Pellegrina – the ecclesiastical “pelerine”

The pelerine, beyond its secular fashion history, holds a significant place in ecclesiastical attire, particularly within the Roman Catholic Church. This religious adaptation of the pelerine, known as the ‘pellegrina’, showcases the garment’s versatility and its symbolic resonance in religious contexts.

Design and Usage – The ecclesiastical pellegrina, while mirroring the basic structure of the fashionable pelerine, has distinct features suited to its religious function. It typically presents as a short shoulder cape, extending just to the elbow or slightly beyond. Unlike the secular pelerine, the pellegrina often has a front opening, allowing for ease of wear over clerical robes. This design feature distinguishes it from its secular counterpart, which was often designed to be tied or fastened at the front or back.

Symbolism and Significance In religious attire, the pellegrina is more than just a garment; it often symbolizes the wearer’s clerical status and commitment. The length, color, and specific style can indicate the wearer’s rank within the church hierarchy. For instance, certain colors of the pellegrina are reserved for specific ranks – bishops, archbishops, and cardinals may wear distinct colors to signify their positions.

Variations and Adaptations – The ecclesiastical pellegrina has also evolved in terms of fabric and embellishments, reflecting the dignity and solemnity of religious office. While some are made of simple, unadorned fabric, others may feature intricate embroidery or symbolic motifs relevant to the church or the individual’s role within it.

Mozzetta: A Related Garment – Closely related to the pellegrina is the ‘mozzetta’, a type of short cape that is closed at the front. This garment is often worn over the cassock for certain liturgical or ceremonial functions. The mozzetta, like the pellegrina, can be indicative of rank and is often adorned with symbols or colors pertinent to the wearer’s ecclesiastical status.

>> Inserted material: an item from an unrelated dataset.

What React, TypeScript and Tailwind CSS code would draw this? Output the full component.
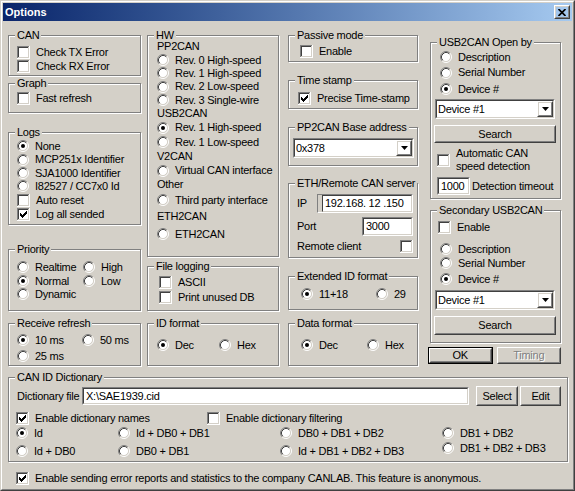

Contemporary Usage – In contemporary times, while the pellegrina’s popularity in mainstream fashion has waned, its ecclesiastical counterpart continues to be a vital part of clerical attire, especially in high liturgical contexts. It serves not only as a vestment of dignity and authority but also as a visual reminder of the rich heritage and traditions of the church.

The ecclesiastical adaptation of the pelerine demonstrates how garments can be imbued with new meanings and purposes when transferred from a secular to a religious context. The pellegrina’s enduring presence in clerical attire underscores its symbolic weight and the capacity of fashion elements to transcend their original purposes, adapting to new cultural and symbolic landscapes.

The many styles of pelerine

white pelerine
A muslin pelerine from the 1830s with whitework embroidery shown unfastened and unsupported
a purple silk pelerine
A purple silk pelerine from the 1830s
a young girl’s dress with pelerine
A young girls silk dress with matching pelerine from 1869
cream silk pelerine
A cream silk pelerine from 1872

Conclusion

The pelerine’s journey from a high-fashion garment to a clerical accessory underscores its adaptability and historical significance. Although less prevalent today, its various incarnations over the centuries showcase the dynamism of fashion trends and the influence of cultural and religious practices on clothing. As we delve deeper into fashion history, the pelerine serves as a fascinating example of how garments evolve and adapt, reflecting societal changes and aesthetic preferences through the ages.